Given task: Give every line of the data again, unchanged, but with no pictures.

Information provided:
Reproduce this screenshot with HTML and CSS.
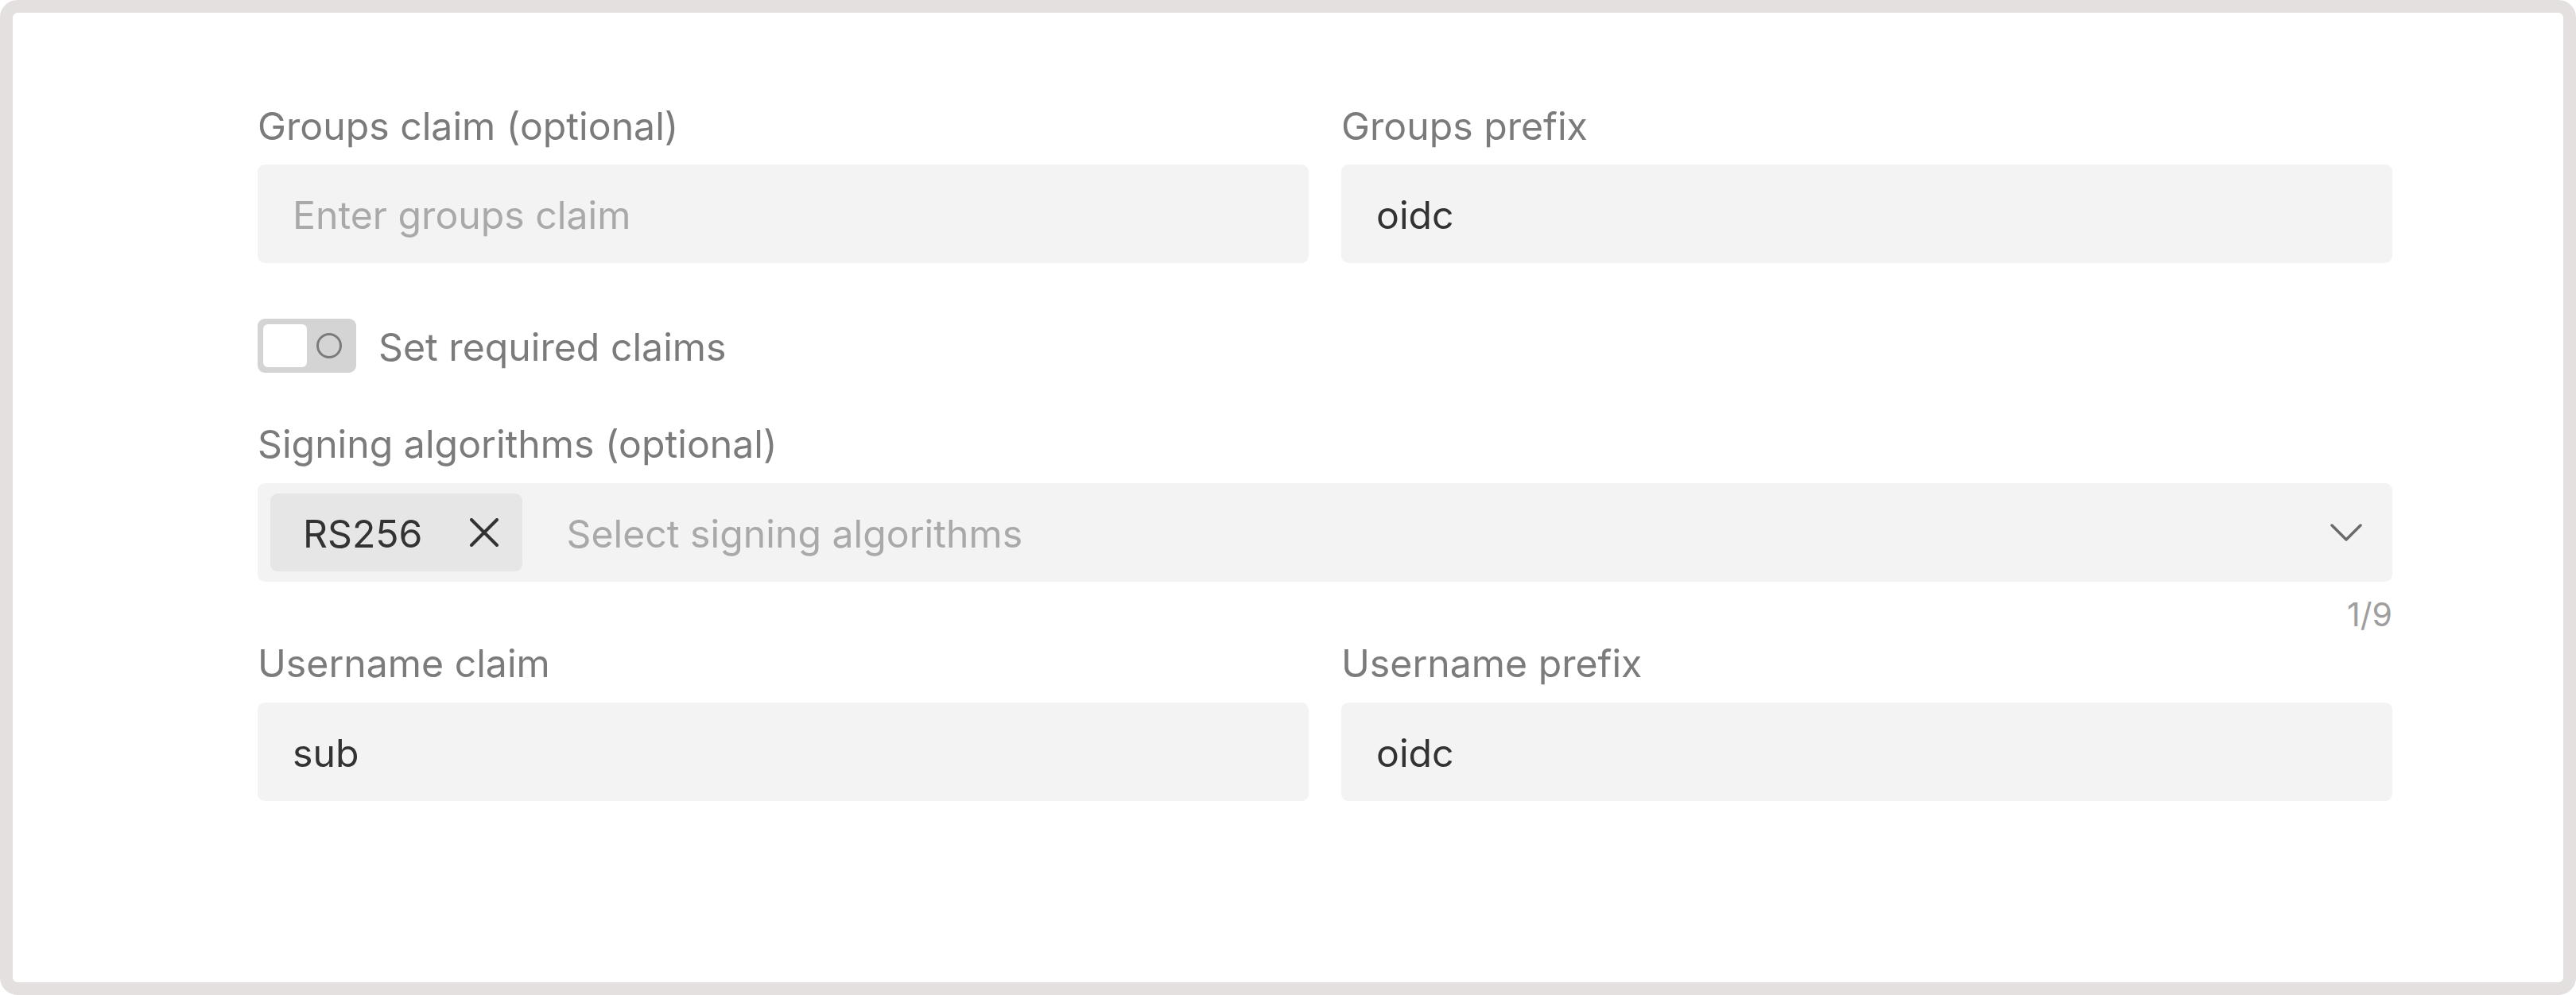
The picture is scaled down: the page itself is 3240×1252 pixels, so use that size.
FILE: index.html
```html
<!DOCTYPE html>
<html lang="en">
<head>
<meta charset="utf-8">
<title>OIDC settings</title>
<link rel="stylesheet" href="styles.css">
</head>
<body>
<div class="frame">
  <div class="form">
    <div class="row">
      <div class="field">
        <label class="label">Groups claim (optional)</label>
        <div class="input"><span class="placeholder">Enter groups claim</span></div>
      </div>
      <div class="field">
        <label class="label">Groups prefix</label>
        <div class="input"><span class="value">oidc</span></div>
      </div>
    </div>

    <div class="toggle-row">
      <div class="toggle">
        <span class="knob"></span>
        <span class="off-mark">
          <svg width="34" height="34" viewBox="0 0 34 34"><circle cx="17" cy="17" r="14.5" fill="none" stroke="#7b7b7b" stroke-width="3"/></svg>
        </span>
      </div>
      <span class="toggle-label">Set required claims</span>
    </div>

    <div class="field wide">
      <label class="label">Signing algorithms (optional)</label>
      <div class="multiselect">
        <div class="chip">
          <span class="chip-text">RS256</span>
          <svg class="chip-x" width="36" height="36" viewBox="0 0 36 36"><path d="M2 2 L34 34 M34 2 L2 34" stroke="#333" stroke-width="4" fill="none" stroke-linecap="round"/></svg>
        </div>
        <span class="placeholder ms-placeholder">Select signing algorithms</span>
        <svg class="chevron" width="40" height="22" viewBox="0 0 40 22"><path d="M2 2 L20 20 L38 2" stroke="#6a6a6a" stroke-width="3.5" fill="none" stroke-linecap="round" stroke-linejoin="round"/></svg>
      </div>
      <div class="counter">1/9</div>
    </div>

    <div class="row row-last">
      <div class="field">
        <label class="label">Username claim</label>
        <div class="input"><span class="value">sub</span></div>
      </div>
      <div class="field">
        <label class="label">Username prefix</label>
        <div class="input"><span class="value">oidc</span></div>
      </div>
    </div>
  </div>
</div>
</body>
</html>
```

FILE: styles.css
```css
* { box-sizing: border-box; }

html, body {
  margin: 0;
  padding: 0;
  background: #ffffff;
}

body {
  font-family: Inter, "Noto Sans", "Liberation Sans", sans-serif;
  font-size: 48.2px;
  color: #333333;
}

.frame {
  width: 3240px;
  height: 1252px;
  border: 16px solid #e3e0df;
  border-radius: 22px;
  background: #ffffff;
  padding: 114px 0 0 308px;
}

.form {
  width: 2685px;
  display: flex;
  flex-direction: column;
}

.row {
  display: grid;
  grid-template-columns: 1fr 1fr;
  column-gap: 41px;
}

.field {
  display: flex;
  flex-direction: column;
}

.label {
  display: block;
  font-size: 48.2px;
  line-height: 58px;
  color: #7b7b7b;
  margin-bottom: 19px;
}

.wide .label { margin-bottom: 20px; }
.row-last .label { margin-bottom: 20px; }

.input {
  height: 124px;
  background: #f3f3f3;
  border-radius: 9px;
  padding: 3px 42px 0 44px;
  display: flex;
  align-items: center;
  line-height: 58px;
}

.value { color: #333333; }

.placeholder { color: #a9a9a9; }

.toggle-row {
  margin-top: 70px;
  height: 68px;
  display: flex;
  align-items: center;
}

.toggle {
  width: 124px;
  height: 68px;
  background: #d4d4d4;
  border-radius: 9px;
  padding: 7px;
  display: flex;
  align-items: center;
}

.knob {
  width: 55px;
  height: 54px;
  background: #ffffff;
  border-radius: 6px;
}

.off-mark {
  flex: 1;
  display: flex;
  justify-content: center;
  align-items: center;
}

.off-mark svg { display: block; }

.toggle-label {
  margin-left: 28px;
  padding-top: 3px;
  color: #7b7b7b;
  line-height: 58px;
}

.wide { margin-top: 61px; }

.multiselect {
  height: 124px;
  background: #f3f3f3;
  border-radius: 9px;
  padding: 0 38px 0 16px;
  display: flex;
  align-items: center;
}

.chip {
  height: 98px;
  background: #e6e6e6;
  border-radius: 9px;
  padding: 0 30px 0 41px;
  display: flex;
  align-items: center;
}

.chip-text {
  color: #333333;
  line-height: 58px;
  padding-top: 3px;
}

.chip-x {
  display: block;
  margin-left: 59px;
  width: 36px;
  height: 36px;
}

.ms-placeholder {
  margin-left: 56px;
  flex: 1;
  line-height: 58px;
  padding-top: 3px;
}

.chevron { display: block; }

.counter {
  margin-top: 17px;
  font-size: 41px;
  line-height: 48px;
  color: #9e9e9e;
  text-align: right;
}

.row-last { margin-top: 9px; }
```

Exercise output:
Reproduce this screenshot with HTML and CSS.
The picture is scaled down: the page itself is 3240×1252 pixels, so use that size.
FILE: index.html
```html
<!DOCTYPE html>
<html lang="en">
<head>
<meta charset="utf-8">
<title>OIDC settings</title>
<link rel="stylesheet" href="styles.css">
</head>
<body>
<div class="frame">
  <div class="form">
    <div class="row">
      <div class="field">
        <label class="label">Groups claim (optional)</label>
        <div class="input"><span class="placeholder">Enter groups claim</span></div>
      </div>
      <div class="field">
        <label class="label">Groups prefix</label>
        <div class="input"><span class="value">oidc</span></div>
      </div>
    </div>

    <div class="toggle-row">
      <div class="toggle">
        <span class="knob"></span>
        <span class="off-mark">
          <svg width="34" height="34" viewBox="0 0 34 34"><circle cx="17" cy="17" r="14.5" fill="none" stroke="#7b7b7b" stroke-width="3"/></svg>
        </span>
      </div>
      <span class="toggle-label">Set required claims</span>
    </div>

    <div class="field wide">
      <label class="label">Signing algorithms (optional)</label>
      <div class="multiselect">
        <div class="chip">
          <span class="chip-text">RS256</span>
          <svg class="chip-x" width="36" height="36" viewBox="0 0 36 36"><path d="M2 2 L34 34 M34 2 L2 34" stroke="#333" stroke-width="4" fill="none" stroke-linecap="round"/></svg>
        </div>
        <span class="placeholder ms-placeholder">Select signing algorithms</span>
        <svg class="chevron" width="40" height="22" viewBox="0 0 40 22"><path d="M2 2 L20 20 L38 2" stroke="#6a6a6a" stroke-width="3.5" fill="none" stroke-linecap="round" stroke-linejoin="round"/></svg>
      </div>
      <div class="counter">1/9</div>
    </div>

    <div class="row row-last">
      <div class="field">
        <label class="label">Username claim</label>
        <div class="input"><span class="value">sub</span></div>
      </div>
      <div class="field">
        <label class="label">Username prefix</label>
        <div class="input"><span class="value">oidc</span></div>
      </div>
    </div>
  </div>
</div>
</body>
</html>
```

FILE: styles.css
```css
* { box-sizing: border-box; }

html, body {
  margin: 0;
  padding: 0;
  background: #ffffff;
}

body {
  font-family: Inter, "Noto Sans", "Liberation Sans", sans-serif;
  font-size: 48.2px;
  color: #333333;
}

.frame {
  width: 3240px;
  height: 1252px;
  border: 16px solid #e3e0df;
  border-radius: 22px;
  background: #ffffff;
  padding: 114px 0 0 308px;
}

.form {
  width: 2685px;
  display: flex;
  flex-direction: column;
}

.row {
  display: grid;
  grid-template-columns: 1fr 1fr;
  column-gap: 41px;
}

.field {
  display: flex;
  flex-direction: column;
}

.label {
  display: block;
  font-size: 48.2px;
  line-height: 58px;
  color: #7b7b7b;
  margin-bottom: 19px;
}

.wide .label { margin-bottom: 20px; }
.row-last .label { margin-bottom: 20px; }

.input {
  height: 124px;
  background: #f3f3f3;
  border-radius: 9px;
  padding: 3px 42px 0 44px;
  display: flex;
  align-items: center;
  line-height: 58px;
}

.value { color: #333333; }

.placeholder { color: #a9a9a9; }

.toggle-row {
  margin-top: 70px;
  height: 68px;
  display: flex;
  align-items: center;
}

.toggle {
  width: 124px;
  height: 68px;
  background: #d4d4d4;
  border-radius: 9px;
  padding: 7px;
  display: flex;
  align-items: center;
}

.knob {
  width: 55px;
  height: 54px;
  background: #ffffff;
  border-radius: 6px;
}

.off-mark {
  flex: 1;
  display: flex;
  justify-content: center;
  align-items: center;
}

.off-mark svg { display: block; }

.toggle-label {
  margin-left: 28px;
  padding-top: 3px;
  color: #7b7b7b;
  line-height: 58px;
}

.wide { margin-top: 61px; }

.multiselect {
  height: 124px;
  background: #f3f3f3;
  border-radius: 9px;
  padding: 0 38px 0 16px;
  display: flex;
  align-items: center;
}

.chip {
  height: 98px;
  background: #e6e6e6;
  border-radius: 9px;
  padding: 0 30px 0 41px;
  display: flex;
  align-items: center;
}

.chip-text {
  color: #333333;
  line-height: 58px;
  padding-top: 3px;
}

.chip-x {
  display: block;
  margin-left: 59px;
  width: 36px;
  height: 36px;
}

.ms-placeholder {
  margin-left: 56px;
  flex: 1;
  line-height: 58px;
  padding-top: 3px;
}

.chevron { display: block; }

.counter {
  margin-top: 17px;
  font-size: 41px;
  line-height: 48px;
  color: #9e9e9e;
  text-align: right;
}

.row-last { margin-top: 9px; }
```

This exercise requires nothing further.